I covered the Open Badges project a lot this year -- for O'Reilly Radar, for MindShift, for Inside Higher Ed, for Hack Education). I think it's an exciting project, not because it offers The Answer to a "higher education bubble," but because I think it's going to prompt a lot of important discussions about what we mean when we talk about what counts as learning. Education has never just happened in the classroom. And the Internet is making it incredibly apparent that the institutions that have long controlled education (content, curriculum, and credentialing) may not hold that monopoly for long.
What is the Purpose of (Higher) Education?
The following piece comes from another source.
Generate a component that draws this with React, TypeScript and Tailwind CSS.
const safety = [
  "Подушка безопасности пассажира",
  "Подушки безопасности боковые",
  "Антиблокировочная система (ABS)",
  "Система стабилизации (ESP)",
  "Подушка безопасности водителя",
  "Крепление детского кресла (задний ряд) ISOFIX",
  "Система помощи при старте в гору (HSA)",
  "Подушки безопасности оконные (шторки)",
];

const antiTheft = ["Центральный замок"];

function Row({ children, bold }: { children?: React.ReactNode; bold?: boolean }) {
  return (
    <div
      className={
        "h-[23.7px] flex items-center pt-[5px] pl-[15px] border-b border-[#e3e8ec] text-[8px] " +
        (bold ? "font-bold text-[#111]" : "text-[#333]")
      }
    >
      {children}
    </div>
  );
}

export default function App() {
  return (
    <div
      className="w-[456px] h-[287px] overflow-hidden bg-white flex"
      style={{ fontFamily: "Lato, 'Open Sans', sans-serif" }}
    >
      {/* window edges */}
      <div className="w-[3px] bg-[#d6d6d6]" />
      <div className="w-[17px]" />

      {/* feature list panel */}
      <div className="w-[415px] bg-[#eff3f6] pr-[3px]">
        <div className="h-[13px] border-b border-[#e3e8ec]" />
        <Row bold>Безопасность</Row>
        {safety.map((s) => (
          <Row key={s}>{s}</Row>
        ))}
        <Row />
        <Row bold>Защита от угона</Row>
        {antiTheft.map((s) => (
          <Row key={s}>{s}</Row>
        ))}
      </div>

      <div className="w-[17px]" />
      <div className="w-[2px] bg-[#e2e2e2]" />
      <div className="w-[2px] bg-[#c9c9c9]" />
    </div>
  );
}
So what about that higher education bubble? What about the promise of opportunity and advancement that comes with a college degree? What about the intellectual demands of university life? What are students learning? What should they learn? What degree programs should schools keep or ax when there are fiscal (and perceptual) constraints? Why does a degree cost so damn much? WTF is up with the college athletics? How are record-breaking levels of student loan debt hampering innovation and opportunities?
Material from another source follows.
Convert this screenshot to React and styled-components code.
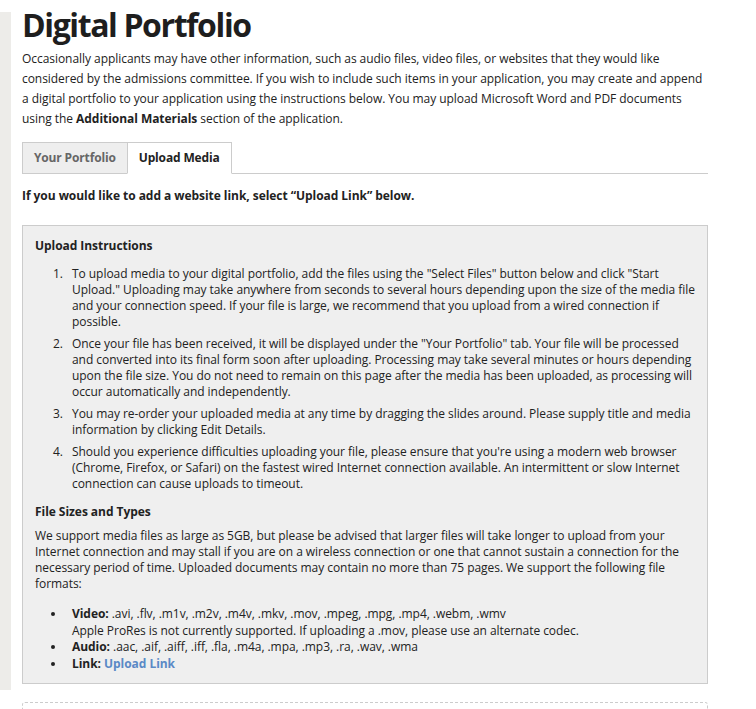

What happens when the economy goes to shit, and the bubble -- the housing bubble, the investment bubble, the education bubble -- bursts?
In 2011, the student bodies spill out into the streets, demanding cheaper tuition, better job opportunities, student loan relief, social and economic justice -- and not just for those most exceptional students -- the ones that rich Silicon Valley investors are willing to fund -- but for everyone.